Usually, around the time you get expected to proofread galleys or page proofs, the editor will ask if there are any writers you’d like to ask for a book blurb. These people go on a list to be sent copies of the book in hopes that they’ll say nice things to put on the ARC or on the cover of the actual book. The publisher doesn’t expect you to be a close personal friend, or even a business acquaintance, of everyone you suggest, but they don’t expect you to give them a list of your cousins and college classmates, either.

Cover art and book design is happening behind the scenes at this point. I say “behind the scenes” because out of twenty-some books, I’ve gotten to see early stage cover sketches about three or four times. Usually, by the time I see the cover, it’s too late to change anything. On one book, the editor very apologetically asked if I could alter a character description to fit the cover, because it was easier to change two lines of type than the particular type of painting the artist had used. (It was a brilliant cover, so I didn’t mind at all.) Book design, I get to see when the page proofs come.

Six to eight months before the book hits the stores, the Advance Reading Copies get printed. Publishers used to send a flood of them to reviewers, chain store buyers, and anyone else they could think of, but these days, a lot of those people prefer to get electronic copies that won’t fill up their basement. At this point, planning for promotions and publicity starts showing up on the writer’s radar.

Again, a lot of the planning has already been done at the publisher’s level—they have a system, and they probably won’t give you chapter and verse on it unless you ask your editor for specifics. How much they do for your particular title depends on where it falls on their list. What they do can range from the basic “send out copies for blurbs and reviews” to a full-blown book tour. Most of what the publisher does is invisible to most writers, because unless a book is a lead title, the publisher is doing stuff to sell it to bookstores and libraries, rather than to readers. Most writers don’t read trade publications aimed at booksellers, book distributors, or librarians, so they aren’t going to see or hear about ads and book reviews that appear in those publications. This can lead the writers to think that their publisher is doing nothing at all.

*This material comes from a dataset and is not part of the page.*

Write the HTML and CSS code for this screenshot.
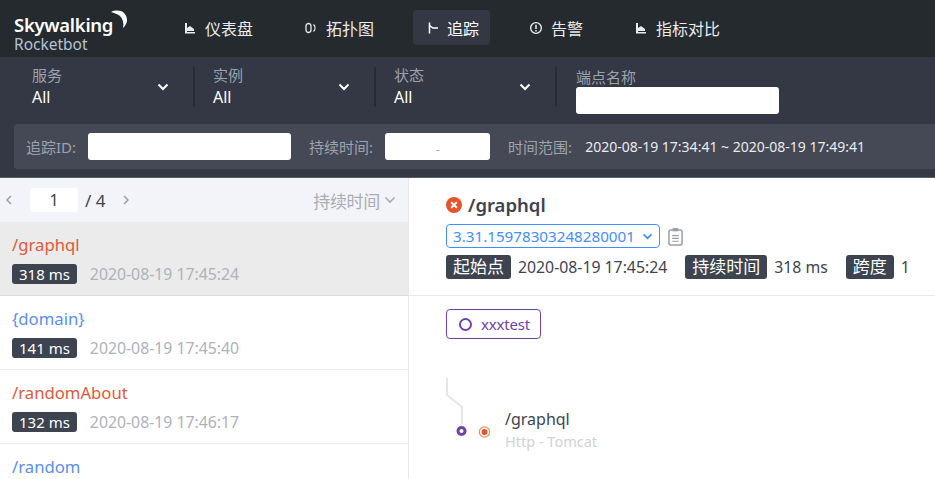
FILE: index.html
```html
<!DOCTYPE html>
<html>
  <head>
    <meta charset="UTF-8"/>
    <title>Skywalking Rocketbot</title>
    <link rel="stylesheet" href="styles.css">
  </head>
  <body>
    <header class="topbar">
      <div class="logo">
        <div class="logo-name">Skywalking<svg class="logo-moon" viewBox="0 0 17 20" width="17" height="20"><path d="M0 2 C4 0 10 0 13 3 C16 6 17 11 15 14 C14 16 13 17 12 18 C13 13 12 9 9 6 C7 4 3 3 0 2 Z" fill="#fff"/></svg></div>
        <div class="logo-sub">Rocketbot</div>
      </div>
      <nav class="nav">
        <a class="nav-item nav-first"><svg class="nav-icon" viewBox="0 0 12 12"><path d="M1 1 H3 V6 L6 4 L10 7 V9 H3 V10 H11 V11.5 H1 Z" fill="currentColor"/></svg>仪表盘</a>
        <a class="nav-item nav-topo"><svg class="nav-icon" viewBox="0 0 12 12"><rect x="1" y="1.5" width="5" height="9" rx="2.4" fill="none" stroke="currentColor" stroke-width="1.3"/><path d="M8.5 2.5 C10.5 4.5 10.5 7.5 8.5 9.5" fill="none" stroke="currentColor" stroke-width="1.3"/></svg>拓扑图</a>
        <a class="nav-item nav-trace active"><svg class="nav-icon" viewBox="0 0 12 12"><path d="M2.5 .5 V11.5 M2.5 3.5 L6 6 H11" fill="none" stroke="currentColor" stroke-width="1.5"/></svg>追踪</a>
        <a class="nav-item nav-alarm"><svg class="nav-icon" viewBox="0 0 12 12"><circle cx="6" cy="6" r="4.6" fill="none" stroke="currentColor" stroke-width="1.2"/><path d="M6 3.2 V6.8 M6 7.8 V9" stroke="currentColor" stroke-width="1.3"/></svg>告警</a>
        <a class="nav-item"><svg class="nav-icon" viewBox="0 0 12 12"><path d="M1 1 H3 V6 L6 4 L10 7 V9 H3 V10 H11 V11.5 H1 Z" fill="currentColor"/></svg>指标对比</a>
      </nav>
    </header>

    <section class="filters">
      <div class="filter-row">
        <div class="filter">
          <div class="filter-text"><span class="filter-label">服务</span><span class="filter-value">All</span></div>
          <svg class="chevron" viewBox="0 0 12 8" width="12" height="8"><path d="M1.5 1.5 L6 6 L10.5 1.5" fill="none" stroke="#fff" stroke-width="2"/></svg>
        </div>
        <div class="filter">
          <div class="filter-text"><span class="filter-label">实例</span><span class="filter-value">All</span></div>
          <svg class="chevron" viewBox="0 0 12 8" width="12" height="8"><path d="M1.5 1.5 L6 6 L10.5 1.5" fill="none" stroke="#fff" stroke-width="2"/></svg>
        </div>
        <div class="filter">
          <div class="filter-text"><span class="filter-label">状态</span><span class="filter-value">All</span></div>
          <svg class="chevron" viewBox="0 0 12 8" width="12" height="8"><path d="M1.5 1.5 L6 6 L10.5 1.5" fill="none" stroke="#fff" stroke-width="2"/></svg>
        </div>
        <div class="filter filter-endpoint">
          <span class="filter-label">端点名称</span>
          <input class="field field-endpoint" type="text">
        </div>
      </div>
      <div class="search-row">
        <span class="search-label">追踪ID:</span>
        <input class="field field-id" type="text">
        <span class="search-label label-duration">持续时间:</span>
        <div class="field field-duration">-</div>
        <span class="search-label label-range">时间范围:</span>
        <span class="range">2020-08-19 17:34:41 ~ 2020-08-19 17:49:41</span>
      </div>
    </section>

    <main class="content">
      <aside class="trace-list">
        <div class="pager">
          <svg class="pager-arrow" viewBox="0 0 8 12" width="8" height="12"><path d="M6 2 L2 6 L6 10" fill="none" stroke="#9aa0a8" stroke-width="1.5"/></svg>
          <div class="page-input">1</div>
          <span class="page-total">/ 4</span>
          <svg class="pager-arrow" viewBox="0 0 8 12" width="8" height="12"><path d="M2 2 L6 6 L2 10" fill="none" stroke="#9aa0a8" stroke-width="1.5"/></svg>
          <span class="sort">持续时间<svg viewBox="0 0 12 8" width="12" height="8"><path d="M1.5 1.5 L6 6 L10.5 1.5" fill="none" stroke="#a9adb3" stroke-width="1.6"/></svg></span>
        </div>
        <div class="trace selected">
          <div class="trace-name error">/graphql</div>
          <div class="trace-meta"><span class="tag">318 ms</span><span class="trace-time">2020-08-19 17:45:24</span></div>
        </div>
        <div class="trace">
          <div class="trace-name ok">{domain}</div>
          <div class="trace-meta"><span class="tag">141 ms</span><span class="trace-time">2020-08-19 17:45:40</span></div>
        </div>
        <div class="trace">
          <div class="trace-name error">/randomAbout</div>
          <div class="trace-meta"><span class="tag">132 ms</span><span class="trace-time">2020-08-19 17:46:17</span></div>
        </div>
        <div class="trace">
          <div class="trace-name ok">/random</div>
        </div>
      </aside>

      <section class="detail">
        <div class="detail-head">
          <h2 class="detail-title"><svg viewBox="0 0 16 16" width="16" height="16"><circle cx="8" cy="8" r="8" fill="#e5542b"/><path d="M5.2 5.2 L10.8 10.8 M10.8 5.2 L5.2 10.8" stroke="#fff" stroke-width="2"/></svg>/graphql</h2>
          <div class="id-row">
            <div class="id-select">3.31.15978303248280001<svg viewBox="0 0 12 8" width="11" height="7"><path d="M1.5 1.5 L6 6 L10.5 1.5" fill="none" stroke="#448dfe" stroke-width="2"/></svg></div>
            <svg class="clip" viewBox="0 0 16 20" width="15" height="19"><rect x="1" y="3" width="14" height="16" rx="2" fill="none" stroke="#9a9fa5" stroke-width="1.6"/><rect x="5" y="1" width="6" height="3.5" fill="#9a9fa5"/><path d="M4.5 9 H11.5 M4.5 12 H11.5 M4.5 15 H11.5" stroke="#9a9fa5" stroke-width="1.2"/></svg>
          </div>
          <div class="info-row">
            <span class="tag tag-cjk">起始点</span><span class="info-value">2020-08-19 17:45:24</span>
            <span class="tag tag-cjk">持续时间</span><span class="info-value">318 ms</span>
            <span class="tag tag-cjk">跨度</span><span class="info-value">1</span>
          </div>
        </div>
        <div class="detail-body">
          <div class="service-tag"><span class="service-dot"></span>xxxtest</div>
          <div class="span-row">
            <svg class="span-tree" viewBox="0 0 50 64" width="50" height="64">
              <path d="M1 1 V18 L16 30 V47" fill="none" stroke="#e6e6e6" stroke-width="2"/>
              <circle cx="15.5" cy="54" r="3.5" fill="#fff" stroke="#6f42a8" stroke-width="3"/>
              <circle cx="38.5" cy="55" r="5.2" fill="#fff" stroke="#ee8a66" stroke-width="1.2"/>
              <circle cx="38.5" cy="55" r="3" fill="#e5542b"/>
            </svg>
            <div class="span-text">
              <div class="span-name">/graphql</div>
              <div class="span-type">Http - Tomcat</div>
            </div>
          </div>
        </div>
      </section>
    </main>
  </body>
</html>
```

FILE: styles.css
```css
html, body { padding: 0; margin: 0; }
body {
    width: 935px;
    height: 479px;
    overflow: hidden;
    background: #fff;
    font-family: "Noto Sans", "Noto Sans CJK SC", sans-serif;
    font-size: 14px;
    color: #3d444f;
}

/* top bar */
.topbar {
    display: flex;
    height: 57px;
    background: #252a2f;
    color: #e9ebee;
}
.logo { box-sizing: border-box; width: 170px; padding: 13px 0 0 14px; }
.logo-name {
    display: flex;
    height: 23px;
    font-size: 18.5px;
    line-height: 23px;
    font-weight: 600;
    letter-spacing: -.3px;
    color: #fff;
}
.logo-moon { margin: -3px 0 0 -2px; }
.logo-sub { font-size: 15.5px; line-height: 17px; color: #b4c2d6; }
.nav { display: flex; padding-top: 10px; }
.nav-item {
    display: flex;
    align-items: center;
    height: 35px;
    padding: 0 13px;
    border-radius: 4px;
    font-size: 16px;
}
.nav-icon { width: 12px; height: 12px; margin-right: 9px; }
.nav-first { margin-left: 1px; }
.nav-topo { margin-left: 26px; }
.nav-trace { margin-left: 26px; padding: 0 11px 0 14px; }
.nav-trace .nav-icon { margin-right: 8px; }
.nav-alarm { margin-left: 26px; }
.nav-alarm .nav-icon { width: 14px; height: 14px; margin-right: 8px; }
.nav-alarm + .nav-item { margin-left: 26px; }
.active { background: #333844; color: #fff; }

/* filters */
.filters { height: 121px; background: #333844; box-sizing: border-box; padding: 10px 0 9px; border-bottom: 1px solid #5a5d66; }
.filter-row { display: flex; height: 57px; padding-left: 14px; }
.filter {
    display: flex;
    align-items: center;
    justify-content: space-between;
    box-sizing: border-box;
    width: 181px;
    height: 40px;
    padding: 0 24px 0 18px;
    border-right: 2px solid #272b33;
}
.filter-text { display: flex; flex-direction: column; }
.filter-label { font-size: 15px; line-height: 17px; color: #9da3ae; }
.filter-value { margin-top: 3px; font-size: 16px; line-height: 20px; color: #fff; }
.filter-endpoint {
    display: block;
    width: 240px;
    height: auto;
    padding: 0 0 0 19px;
    border: 0;
}
.filter-endpoint .filter-label { display: block; line-height: 20px; }
.field {
    display: block;
    box-sizing: border-box;
    height: 27px;
    padding: 0;
    border: 0;
    border-radius: 3px;
    background: #fff;
}
.field-endpoint { width: 203px; }
.search-row {
    display: flex;
    align-items: center;
    height: 45px;
    margin-left: 14px;
    padding-left: 12px;
    background: #454855;
    border-radius: 3px 0 0 3px;
}
.search-label { font-size: 15px; color: #9da3ae; }
.field-id { width: 203px; margin-left: 12px; }
.label-duration { margin-left: 18px; }
.field-duration {
    width: 105px;
    margin-left: 12px;
    color: #9aa;
    font-size: 12px;
    line-height: 33px;
    text-align: center;
}
.label-range { margin-left: 18px; }
.range { margin-left: 13px; font-size: 14px; color: #e9ebee; }

/* trace list */
.content { display: flex; height: 301px; overflow: hidden; }
.trace-list { flex: none; box-sizing: border-box; width: 409px; border-right: 1px solid #e8e8e8; }
.pager {
    display: flex;
    align-items: center;
    height: 44px;
    padding: 0 12px 0 5px;
    background: #f2f4f9;
}
.page-input {
    width: 48px;
    height: 24px;
    margin-left: 17px;
    border-radius: 3px;
    background: #fff;
    font-size: 16px;
    line-height: 24px;
    text-align: center;
}
.page-total { margin: 0 17px 0 7px; font-size: 17px; }
.sort {
    display: flex;
    align-items: center;
    gap: 4px;
    margin-left: auto;
    font-size: 17px;
    letter-spacing: -.3px;
    color: #a9adb3;
}
.trace {
    box-sizing: border-box;
    height: 74px;
    padding: 12px 12px 0;
    border-bottom: 1px solid #ececec;
}
.selected { background: #ebebeb; border-bottom-color: #dcdcdc; }
.trace-name { font-size: 16.7px; line-height: 22px; }
.error { color: #e0593a; }
.ok { color: #5a8fee; }
.trace-meta { display: flex; align-items: center; margin-top: 7px; }
.tag {
    display: inline-block;
    height: 20px;
    padding: 0 7px;
    border-radius: 3px;
    background: #3d444f;
    font-size: 15px;
    line-height: 20px;
    color: #fff;
    white-space: nowrap;
}
.trace-time { margin-left: 13px; font-size: 15.8px; color: #aeb2b9; }

/* detail */
.detail { flex: 1; }
.detail-head { box-sizing: border-box; height: 118px; padding: 15px 0 0 37px; border-bottom: 1px solid #e8e8e8; }
.detail-title {
    display: flex;
    align-items: center;
    gap: 6px;
    margin: 0;
    font-size: 18.5px;
    line-height: 24px;
    font-weight: 600;
}
.id-row { display: flex; align-items: center; margin-top: 7px; }
.id-select {
    display: flex;
    align-items: center;
    justify-content: space-between;
    box-sizing: border-box;
    width: 214px;
    height: 24px;
    padding: 0 6px;
    border: 1px solid #448dfe;
    border-radius: 4px;
    font-size: 15.2px;
    color: #448dfe;
}
.clip { margin-left: 8px; }
.info-row { display: flex; align-items: center; margin-top: 7px; }
.tag-cjk { height: 24px; font-size: 17px; line-height: 24px; padding: 0 7px; }
.info-value { margin: 0 18px 0 7px; font-size: 15.8px; white-space: nowrap; }
.detail-body { padding: 13px 0 0 37px; }
.service-tag {
    display: inline-flex;
    align-items: center;
    box-sizing: border-box;
    height: 30px;
    padding: 0 10px 0 12px;
    border: 1px solid #6f42a8;
    border-radius: 4px;
    font-size: 15px;
    letter-spacing: -.2px;
    color: #6f42a8;
}
.service-dot {
    box-sizing: border-box;
    width: 13px;
    height: 13px;
    margin-right: 9px;
    border: 2px solid #6f42a8;
    border-radius: 50%;
}
.span-row { display: flex; margin-top: 38px; }
.span-tree { flex: none; }
.span-text { margin: 30px 0 0 9px; }
.span-name { font-size: 16px; line-height: 24px; }
.span-type { font-size: 14.5px; line-height: 20px; color: #d0d2d6; }
```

On-line publicity, on the other hand, is usually aimed at readers. Some publishers leave on-line marketing entirely to authors; some will at least make suggestions or give advice, and some have their own blogs, email newsletters, and official social media presence. Most publishers expect their writers to have some on-line presence (an author web page is a pretty standard minimum) and to do some on-line promotion on their own, but so far, nothing has turned up in any contracts I’ve seen that would spell out exactly what expectations are.

7 Comments
  1. That is such a lovely book cover.

  2. “Line editing involves spotting repeated words…”

    I initially read that as a word repeated twice where only once was meant (“Kim sensed the the sharp-edged magic”) and thought “wouldn’t deleting the extra word be copy-editing, rather than line editing?”

  3. “After months of futile attempts to produce a cover design and of damaging the text by subjecting it to the expert attention of copy-editors, a proof rich in imported error would emerge accompanied by an unapologetic note requiring its return corrected by first light the following morning.” [The Biographer’s Moustache]
    ―Kingsley Amis

  4. I read the post title, and immediately thought, “Oh, yes, the part where I’ve finished the story and am sending it out to be ignored by as many people as possible!” 😉 I’m looking forward to when I default to this definition of “prepublication” instead; thanks for the insider view!

    That is a very fun cover. I can’t wait to both read it myself and start pimping it to people at my library. 🙂

  5. O frabjous day!

  6. Ooh, an official release date and a cover! Can’t wait!

  7. I’ve just ordered the book.

    I know a bookstore that has a basement full of advance reading copies. I bought one of comic strips and it was black and white only.

    I worked for a company whose product was reports (on pension plans). My boss always had someone else read the reports because he’d written it and when he read it, he read what he’d written.